◆ OBJECTIVE
Would you write out the listing verbatim and skip every picture in it?

▶

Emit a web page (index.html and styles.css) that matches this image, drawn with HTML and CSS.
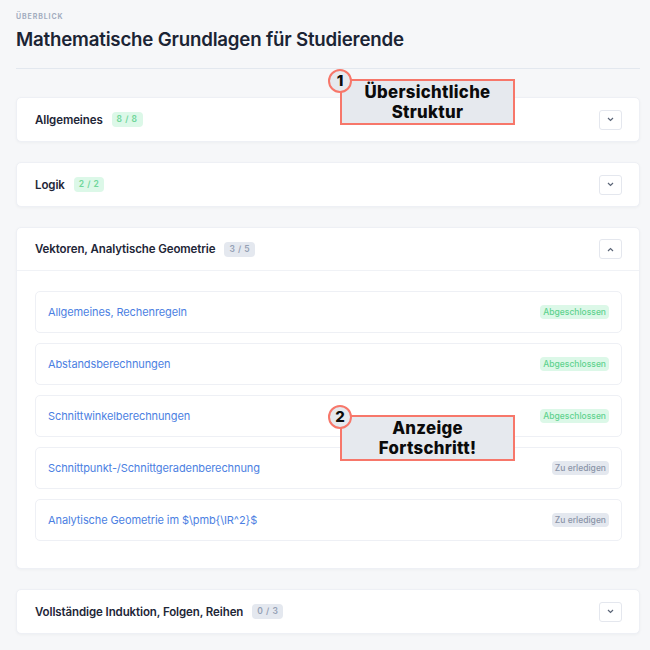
FILE: index.html
```html
<!DOCTYPE html>
<html lang="de">
<head>
<meta charset="utf-8">
<link rel="stylesheet" href="styles.css">
</head>
<body>
<div class="page">
  <header class="head">
    <div class="eyebrow">ÜBERBLICK</div>
    <h1 class="title">Mathematische Grundlagen für Studierende</h1>
  </header>

  <section class="card">
    <div class="card-head">
      <span class="card-title">Allgemeines</span>
      <span class="count done">8 / 8</span>
      <button class="toggle"><svg width="7" height="5" viewBox="0 0 7 5"><path d="M1 1l2.5 2.5L6 1" fill="none" stroke="#5b6577" stroke-width="1.2"/></svg></button>
    </div>
  </section>

  <section class="card">
    <div class="card-head">
      <span class="card-title">Logik</span>
      <span class="count done">2 / 2</span>
      <button class="toggle"><svg width="7" height="5" viewBox="0 0 7 5"><path d="M1 1l2.5 2.5L6 1" fill="none" stroke="#5b6577" stroke-width="1.2"/></svg></button>
    </div>
  </section>

  <section class="card">
    <div class="card-head open">
      <span class="card-title">Vektoren, Analytische Geometrie</span>
      <span class="count todo">3 / 5</span>
      <button class="toggle"><svg width="7" height="5" viewBox="0 0 7 5"><path d="M1 4l2.5-2.5L6 4" fill="none" stroke="#5b6577" stroke-width="1.2"/></svg></button>
    </div>
    <div class="card-body">
      <div class="item"><span class="item-link">Allgemeines, Rechenregeln</span><span class="status ok">Abgeschlossen</span></div>
      <div class="item"><span class="item-link">Abstandsberechnungen</span><span class="status ok">Abgeschlossen</span></div>
      <div class="item"><span class="item-link">Schnittwinkelberechnungen</span><span class="status ok">Abgeschlossen</span></div>
      <div class="item"><span class="item-link">Schnittpunkt-/Schnittgeradenberechnung</span><span class="status open">Zu erledigen</span></div>
      <div class="item"><span class="item-link">Analytische Geometrie im $\pmb{\IR^2}$</span><span class="status open">Zu erledigen</span></div>
    </div>
  </section>

  <section class="card">
    <div class="card-head">
      <span class="card-title">Vollständige Induktion, Folgen, Reihen</span>
      <span class="count todo">0 / 3</span>
      <button class="toggle"><svg width="7" height="5" viewBox="0 0 7 5"><path d="M1 1l2.5 2.5L6 1" fill="none" stroke="#5b6577" stroke-width="1.2"/></svg></button>
    </div>
  </section>

  <div class="note note-1"><span class="num">1</span>Übersichtliche<br>Struktur</div>
  <div class="note note-2"><span class="num">2</span>Anzeige<br>Fortschritt!</div>
</div>
</body>
</html>
```

FILE: styles.css
```css
* { box-sizing: border-box; }
html, body { margin: 0; padding: 0; }
body {
  background: #f6f7f9;
  font-family: "Inter", "Lato", sans-serif;
  width: 650px;
  height: 650px;
  overflow: hidden;
}
.page {
  position: relative;
  padding: 0 10px 0 16px;
  display: flex;
  flex-direction: column;
  gap: 20px;
}
.head {
  padding-top: 12px;
  padding-bottom: 16px;
  border-bottom: 1px solid #e3e8ef;
  margin-bottom: 8px;
}
.eyebrow {
  font-size: 7px;
  font-weight: 700;
  letter-spacing: 0.9px;
  color: #a3adbf;
  line-height: 10px;
}
.title {
  margin: 6px 0 0;
  font-size: 18.7px;
  font-weight: 600;
  color: #1b2434;
  line-height: 24px;
  letter-spacing: -0.2px;
}
.card {
  background: #fff;
  border: 1px solid #eef0f5;
  border-radius: 5px;
  box-shadow: 0 1px 3px rgba(30, 40, 60, 0.04);
}
.card-head {
  height: 43px;
  display: flex;
  align-items: center;
  padding: 0 17px 0 18px;
}
.card-head.open {
  border-bottom: 1px solid #f0f2f6;
}
.card-title {
  font-size: 11.5px;
  font-weight: 600;
  color: #1e2637;
  letter-spacing: -0.1px;
}
.count {
  margin-left: 9px;
  font-size: 8.5px;
  font-weight: 600;
  letter-spacing: 0.5px;
  padding: 0 5px;
  height: 15px;
  line-height: 15px;
  border-radius: 4px;
}
.count.done { background: #dcf8e8; color: #6fd69a; }
.count.todo { background: #e4e8ef; color: #94a0b4; }
.toggle {
  margin-left: auto;
  width: 23px;
  height: 20px;
  border: 1px solid #e4e7ee;
  border-radius: 3px;
  background: #fff;
  display: flex;
  align-items: center;
  justify-content: center;
  padding: 0;
}
.card-body {
  padding: 20px 17px 27px 18px;
  display: flex;
  flex-direction: column;
  gap: 10px;
}
.item {
  height: 42px;
  border: 1px solid #eef0f5;
  border-radius: 5px;
  display: flex;
  align-items: center;
  justify-content: space-between;
  padding: 0 12px 0 12px;
}
.item-link {
  font-size: 11px;
  color: #4c7fe2;
  letter-spacing: -0.1px;
}
.status {
  font-size: 8.5px;
  font-weight: 500;
  height: 14px;
  line-height: 14px;
  padding: 0 3px;
  border-radius: 4px;
}
.status.ok { background: #dcf8e8; color: #5fd28e; }
.status.open { background: #e4e8ef; color: #8a94a8; }
.note {
  position: absolute;
  left: 340px;
  width: 175px;
  height: 46px;
  background: #e6e9ee;
  border: 2px solid #f7776a;
  font-family: "Inter", sans-serif;
  font-weight: 800;
  font-size: 16.8px;
  letter-spacing: 0.3px;
  line-height: 20px;
  color: #0b0b0b;
  text-align: center;
  padding-top: 1px;
}
.note-1 { top: 79px; }
.note-2 { top: 415px; }
.num {
  position: absolute;
  left: -14px;
  top: -12px;
  width: 24px;
  height: 24px;
  border-radius: 50%;
  border: 2px solid #f7776a;
  background: #e6e9ee;
  font-size: 15px;
  line-height: 20px;
  text-align: center;
  letter-spacing: 0;
}
```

◀

◆ EXERCISE OUTPUT
Emit a web page (index.html and styles.css) that matches this image, drawn with HTML and CSS.
FILE: index.html
```html
<!DOCTYPE html>
<html lang="de">
<head>
<meta charset="utf-8">
<link rel="stylesheet" href="styles.css">
</head>
<body>
<div class="page">
  <header class="head">
    <div class="eyebrow">ÜBERBLICK</div>
    <h1 class="title">Mathematische Grundlagen für Studierende</h1>
  </header>

  <section class="card">
    <div class="card-head">
      <span class="card-title">Allgemeines</span>
      <span class="count done">8 / 8</span>
      <button class="toggle"><svg width="7" height="5" viewBox="0 0 7 5"><path d="M1 1l2.5 2.5L6 1" fill="none" stroke="#5b6577" stroke-width="1.2"/></svg></button>
    </div>
  </section>

  <section class="card">
    <div class="card-head">
      <span class="card-title">Logik</span>
      <span class="count done">2 / 2</span>
      <button class="toggle"><svg width="7" height="5" viewBox="0 0 7 5"><path d="M1 1l2.5 2.5L6 1" fill="none" stroke="#5b6577" stroke-width="1.2"/></svg></button>
    </div>
  </section>

  <section class="card">
    <div class="card-head open">
      <span class="card-title">Vektoren, Analytische Geometrie</span>
      <span class="count todo">3 / 5</span>
      <button class="toggle"><svg width="7" height="5" viewBox="0 0 7 5"><path d="M1 4l2.5-2.5L6 4" fill="none" stroke="#5b6577" stroke-width="1.2"/></svg></button>
    </div>
    <div class="card-body">
      <div class="item"><span class="item-link">Allgemeines, Rechenregeln</span><span class="status ok">Abgeschlossen</span></div>
      <div class="item"><span class="item-link">Abstandsberechnungen</span><span class="status ok">Abgeschlossen</span></div>
      <div class="item"><span class="item-link">Schnittwinkelberechnungen</span><span class="status ok">Abgeschlossen</span></div>
      <div class="item"><span class="item-link">Schnittpunkt-/Schnittgeradenberechnung</span><span class="status open">Zu erledigen</span></div>
      <div class="item"><span class="item-link">Analytische Geometrie im $\pmb{\IR^2}$</span><span class="status open">Zu erledigen</span></div>
    </div>
  </section>

  <section class="card">
    <div class="card-head">
      <span class="card-title">Vollständige Induktion, Folgen, Reihen</span>
      <span class="count todo">0 / 3</span>
      <button class="toggle"><svg width="7" height="5" viewBox="0 0 7 5"><path d="M1 1l2.5 2.5L6 1" fill="none" stroke="#5b6577" stroke-width="1.2"/></svg></button>
    </div>
  </section>

  <div class="note note-1"><span class="num">1</span>Übersichtliche<br>Struktur</div>
  <div class="note note-2"><span class="num">2</span>Anzeige<br>Fortschritt!</div>
</div>
</body>
</html>
```

FILE: styles.css
```css
* { box-sizing: border-box; }
html, body { margin: 0; padding: 0; }
body {
  background: #f6f7f9;
  font-family: "Inter", "Lato", sans-serif;
  width: 650px;
  height: 650px;
  overflow: hidden;
}
.page {
  position: relative;
  padding: 0 10px 0 16px;
  display: flex;
  flex-direction: column;
  gap: 20px;
}
.head {
  padding-top: 12px;
  padding-bottom: 16px;
  border-bottom: 1px solid #e3e8ef;
  margin-bottom: 8px;
}
.eyebrow {
  font-size: 7px;
  font-weight: 700;
  letter-spacing: 0.9px;
  color: #a3adbf;
  line-height: 10px;
}
.title {
  margin: 6px 0 0;
  font-size: 18.7px;
  font-weight: 600;
  color: #1b2434;
  line-height: 24px;
  letter-spacing: -0.2px;
}
.card {
  background: #fff;
  border: 1px solid #eef0f5;
  border-radius: 5px;
  box-shadow: 0 1px 3px rgba(30, 40, 60, 0.04);
}
.card-head {
  height: 43px;
  display: flex;
  align-items: center;
  padding: 0 17px 0 18px;
}
.card-head.open {
  border-bottom: 1px solid #f0f2f6;
}
.card-title {
  font-size: 11.5px;
  font-weight: 600;
  color: #1e2637;
  letter-spacing: -0.1px;
}
.count {
  margin-left: 9px;
  font-size: 8.5px;
  font-weight: 600;
  letter-spacing: 0.5px;
  padding: 0 5px;
  height: 15px;
  line-height: 15px;
  border-radius: 4px;
}
.count.done { background: #dcf8e8; color: #6fd69a; }
.count.todo { background: #e4e8ef; color: #94a0b4; }
.toggle {
  margin-left: auto;
  width: 23px;
  height: 20px;
  border: 1px solid #e4e7ee;
  border-radius: 3px;
  background: #fff;
  display: flex;
  align-items: center;
  justify-content: center;
  padding: 0;
}
.card-body {
  padding: 20px 17px 27px 18px;
  display: flex;
  flex-direction: column;
  gap: 10px;
}
.item {
  height: 42px;
  border: 1px solid #eef0f5;
  border-radius: 5px;
  display: flex;
  align-items: center;
  justify-content: space-between;
  padding: 0 12px 0 12px;
}
.item-link {
  font-size: 11px;
  color: #4c7fe2;
  letter-spacing: -0.1px;
}
.status {
  font-size: 8.5px;
  font-weight: 500;
  height: 14px;
  line-height: 14px;
  padding: 0 3px;
  border-radius: 4px;
}
.status.ok { background: #dcf8e8; color: #5fd28e; }
.status.open { background: #e4e8ef; color: #8a94a8; }
.note {
  position: absolute;
  left: 340px;
  width: 175px;
  height: 46px;
  background: #e6e9ee;
  border: 2px solid #f7776a;
  font-family: "Inter", sans-serif;
  font-weight: 800;
  font-size: 16.8px;
  letter-spacing: 0.3px;
  line-height: 20px;
  color: #0b0b0b;
  text-align: center;
  padding-top: 1px;
}
.note-1 { top: 79px; }
.note-2 { top: 415px; }
.num {
  position: absolute;
  left: -14px;
  top: -12px;
  width: 24px;
  height: 24px;
  border-radius: 50%;
  border: 2px solid #f7776a;
  background: #e6e9ee;
  font-size: 15px;
  line-height: 20px;
  text-align: center;
  letter-spacing: 0;
}
```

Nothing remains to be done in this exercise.